Tuesday, 18 November 2008

The Sun supports the rule of law?

There is a very strange article in the Sun today.

Once again the Sun is outraged, which in itself is nothing new. This outrage has been sparked by the fact that a police officer - who was suspended for saying (on Facebook for bonus marks) that suspects should be beaten up - is to be allowed to go back to work after being fined an at tribunal and will be going back on full pay after having a year off. Again, the fact that it should be outraged by someone being allowed to do their job again after 'getting off lightly' (not a quote, more of a paraphrase) is also nothing new.

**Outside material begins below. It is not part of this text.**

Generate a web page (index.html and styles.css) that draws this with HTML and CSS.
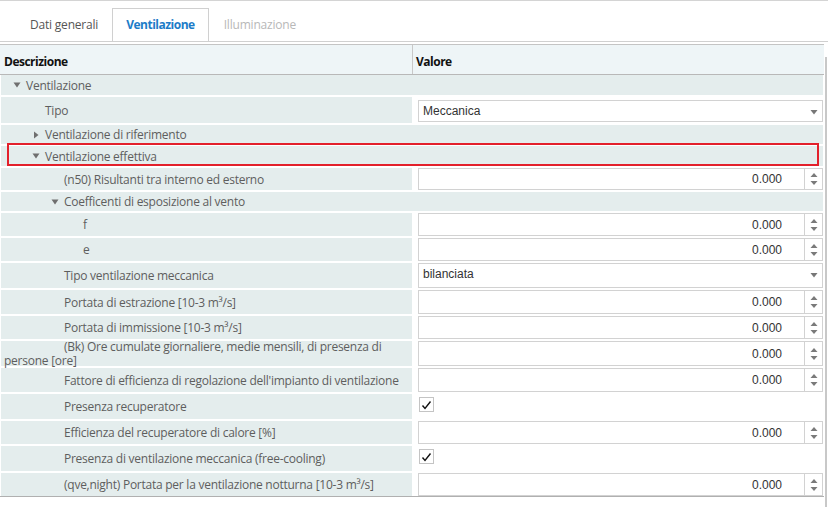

What is odd is that it calls the guy "vile" for what he did. I have no views on the case, as I don't actually know what happened, but this must be the first time that the Sun has ever condemned about anyone being part of the string-'em-up/hang-'em-an'-flog-'em brigade, see for example, its own coverage of the L. B. Harringay "Baby P" case.

Has the Sun seen the light when it comes the concept of innocent until proven guilty and also how to deal with people who are merely suspects? Only time will tell.

Thursday, 6 November 2008

It all depends on the joker in question...

With Ross and Brand having blown itself out, the next target for the permanently outraged was Jeremy Clarkson, having joked on Top Gear about truck drivers murdering prostitutes. While the Mail initially went to town, it toned the outrage down after the public failed to get behind it in a similar way to the former scandal. It wasn't helped, as Five Chinese Crackers points out, because the Sun, unsurprisingly considering it employs Clarkson, decided that the joke was funny.

Murdering prostitutes though is one thing; dead babies are obviously quite another:

"INTERNET sickos who mocked DEAD BABIES were banned last night after protests from grieving mums.

...

Lauren Elliott, 20, of Belper, Derbys, who has suffered two miscarriages, said: “It’s upsetting to make fun of such a heartbreaking subject.”